Shawnee, Okla. — The hand-painted signs above the doors of some businesses in his hometown of Shawnee angered John "Rocky" Barrett, chairman of the Citizen Potawatomi Nation, when he was a teenager.
"No dogs or Indians. I grew up with signs like that. That's the way it was in the 1950s and '60s," Barrett, 79, said.
That's the way it was 100 years after his tribe and others were relocated to the so-called Indian territory by the federal government following the Civil War. Overt and subtle discrimination was a part of life for generations.
Still, there were plenty of fair people, too, including a newcomer to Shawnee in the 1950s named Mel Pourchot, who had two sons, Rick and Phil, about the age of Barrett.
"Mel started a little company called Central Plastics that manufactured plastic fittings," Barrett said. "The plastics business was new to the town."
Barrett was impressed at how fast the business grew thanks to innovations related to PVC and then high density polyethylene, a material that offered durability, flexibility and stability.
"One patent and fitting, in particular, ended up being on every natural gas meter in the country.
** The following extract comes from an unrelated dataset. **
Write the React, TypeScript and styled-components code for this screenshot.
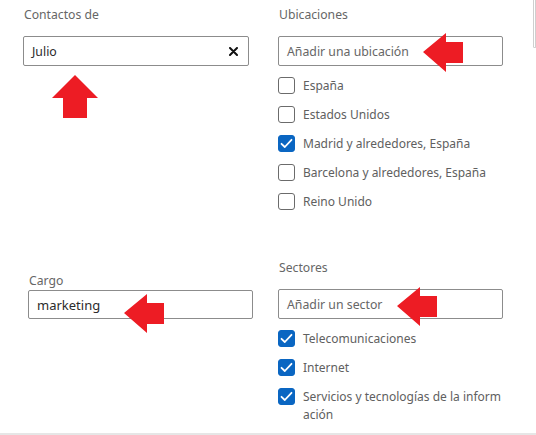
import React from "react";
import styled, { createGlobalStyle } from "styled-components";

const Global = createGlobalStyle`
  html, body { margin: 0; padding: 0; background: #fff; }
  body { width: 536px; height: 435px; overflow: hidden; font-family: "Noto Sans", "Open Sans", sans-serif; }
  #root { width: 536px; height: 435px; }
`;

const Page = styled.div`
  position: relative;
  width: 536px;
  height: 435px;
  box-sizing: border-box;
  border-bottom: 2px solid #e6e6e6;
  display: grid;
  grid-template-columns: 226px 225px 1fr;
  grid-template-rows: 259px 1fr;
  column-gap: 29px;
  padding-left: 23px;
  overflow: hidden;
`;

const Field = styled.div<{ $offsetX?: number; $offsetY?: number; $width?: number }>`
  position: relative;
  display: flex;
  flex-direction: column;
  padding-top: ${(p) => p.$offsetY ?? 0}px;
  margin-left: ${(p) => p.$offsetX ?? 0}px;
  justify-self: start;
  width: ${(p) => (p.$width ? `${p.$width}px` : "100%")};
`;

const Label = styled.div<{ $gap: number }>`
  font-size: 12.2px;
  line-height: 17px;
  color: #666;
  margin-bottom: ${(p) => p.$gap}px;
  padding-left: 1px;
`;

const InputBox = styled.div<{ $h: number }>`
  box-sizing: border-box;
  height: ${(p) => p.$h}px;
  border: 1px solid #8c8c8c;
  border-radius: 2px;
  display: flex;
  align-items: center;
  justify-content: space-between;
  padding: 0 10px 0 8px;
  font-size: 12.3px;
`;

const Value = styled.span<{ $size?: number }>`
  color: #2b2b2b;
  font-size: ${(p) => p.$size ?? 12.3}px;
`;

const Placeholder = styled.span`
  color: #666;
`;

const List = styled.div`
  display: flex;
  flex-direction: column;
  gap: 11px;
  margin-top: 11px;
`;

const Option = styled.label`
  display: flex;
  align-items: flex-start;
  gap: 8px;
  font-size: 12px;
  line-height: 18px;
  color: #606060;
`;

const OptionText = styled.span`
  word-break: break-all;
  max-width: 200px;
`;

const Box = styled.span<{ $checked: boolean }>`
  flex: none;
  box-sizing: border-box;
  width: 17px;
  height: 17px;
  border-radius: 3px;
  border: 1px solid ${(p) => (p.$checked ? "#0a66c2" : "#6b6b6b")};
  background: ${(p) => (p.$checked ? "#0a66c2" : "#fff")};
  display: flex;
  align-items: center;
  justify-content: center;
`;

const Arrow = styled.svg<{ $x: number; $y: number }>`
  position: absolute;
  left: ${(p) => p.$x}px;
  top: ${(p) => p.$y}px;
  overflow: visible;
`;

const SideCard = styled.div`
  margin-top: -6px;
  height: 54px;
  margin-left: 1px;
  box-sizing: border-box;
  border: 1px solid #cfcfcf;
  border-top: 3px solid #0a66c2;
  border-radius: 5px;
`;

const Check = ({ checked }: { checked: boolean }) => (
  <Box $checked={checked}>
    {checked && (
      <svg width="13" height="11" viewBox="0 0 13 11">
        <path d="M1.5 5.8 L4.8 9 L11.5 1.8" fill="none" stroke="#fff" strokeWidth="1.8" strokeLinecap="round" strokeLinejoin="round" />
      </svg>
    )}
  </Box>
);

const Opt = ({ label, checked }: { label: string; checked?: boolean }) => (
  <Option>
    <Check checked={!!checked} />
    <OptionText>{label}</OptionText>
  </Option>
);

const RED = "#ed1c24";

const LeftArrow = ({ x, y }: { x: number; y: number }) => (
  <Arrow $x={x} $y={y} width="65" height="40" viewBox="0 0 65 40">
    <path d="M0 19 L23 0 L23 9 L40 9 L40 30 L23 30 L23 39 Z" fill={RED} />
  </Arrow>
);

export default function App() {
  return (
    <>
      <Global />
      <Page>
        <Field $offsetY={6}>
          <Label $gap={13}>Contactos de</Label>
          <InputBox $h={30}>
            <Value>Julio</Value>
            <svg width="9" height="9" viewBox="0 0 9 9">
              <path d="M1 1 L8 8 M8 1 L1 8" stroke="#111" strokeWidth="2" strokeLinecap="round" />
            </svg>
          </InputBox>
          <Arrow $x={29} $y={75} width="47" height="44" viewBox="0 0 47 44">
            <path d="M23 0 L46 23 L35 23 L35 43 L11 43 L11 23 L0 23 Z" fill={RED} />
          </Arrow>
        </Field>
        <Field $offsetY={6}>
          <Label $gap={13}>Ubicaciones</Label>
          <InputBox $h={30}>
            <Placeholder>Añadir una ubicación</Placeholder>
          </InputBox>
          <LeftArrow x={145} y={33} />
          <List>
            <Opt label="España" />
            <Opt label="Estados Unidos" />
            <Opt label="Madrid y alrededores, España" checked />
            <Opt label="Barcelona y alrededores, España" />
            <Opt label="Reino Unido" />
          </List>
        </Field>
        <SideCard />
        <Field $offsetX={5} $offsetY={13} $width={225}>
          <Label $gap={1}>Cargo</Label>
          <InputBox $h={29}>
            <Value $size={13}>marketing</Value>
          </InputBox>
          <LeftArrow x={96} y={35} />
        </Field>
        <Field>
          <Label $gap={13}>Sectores</Label>
          <InputBox $h={30}>
            <Placeholder>Añadir un sector</Placeholder>
          </InputBox>
          <LeftArrow x={119} y={28} />
          <List>
            <Opt label="Telecomunicaciones" checked />
            <Opt label="Internet" checked />
            <Opt label="Servicios y tecnologías de la información" checked />
          </List>
        </Field>
      </Page>
    </>
  );
}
I believe it was a conductivity breaker," Barrett said.
The success of the business, now GF Central Plastics, struck Barrett early on. He still marvels at how it expanded its products and services for the gas, water and energy sectors with HDPE pipe, conventional fusion and electrofusion fittings, natural gas meter sets and risers, flange insulation products and factory certified installer training programs.
Phil Pourchot went on to run the company and later sold it to Georg Fischer, which put the GF in front of Central Plastics.
In his youth, Barrett experienced discrimination, but he saw opportunities he seized, too. He focused on the latter and now oversees a tribe with a $650 million annual budget as he strives to live up to his Potawatomi name, Kiweoge, which means "He Leads Them Home."
After Barrett graduated from Shawnee High School in 1962, he wasn't sure he would be back for any great length of time. He attended Princeton University for a year but had to take a leave of absence. He went back home and transferred to the University of Oklahoma. He got married and then enrolled at Oklahoma City University, where he graduated with a bachelor's degree in business and took classes toward an MBA.
Barrett then took a sales job with the now-defunct U.S. Plywood Corp. The position meant travel and work stints to other states at a time of civil unrest.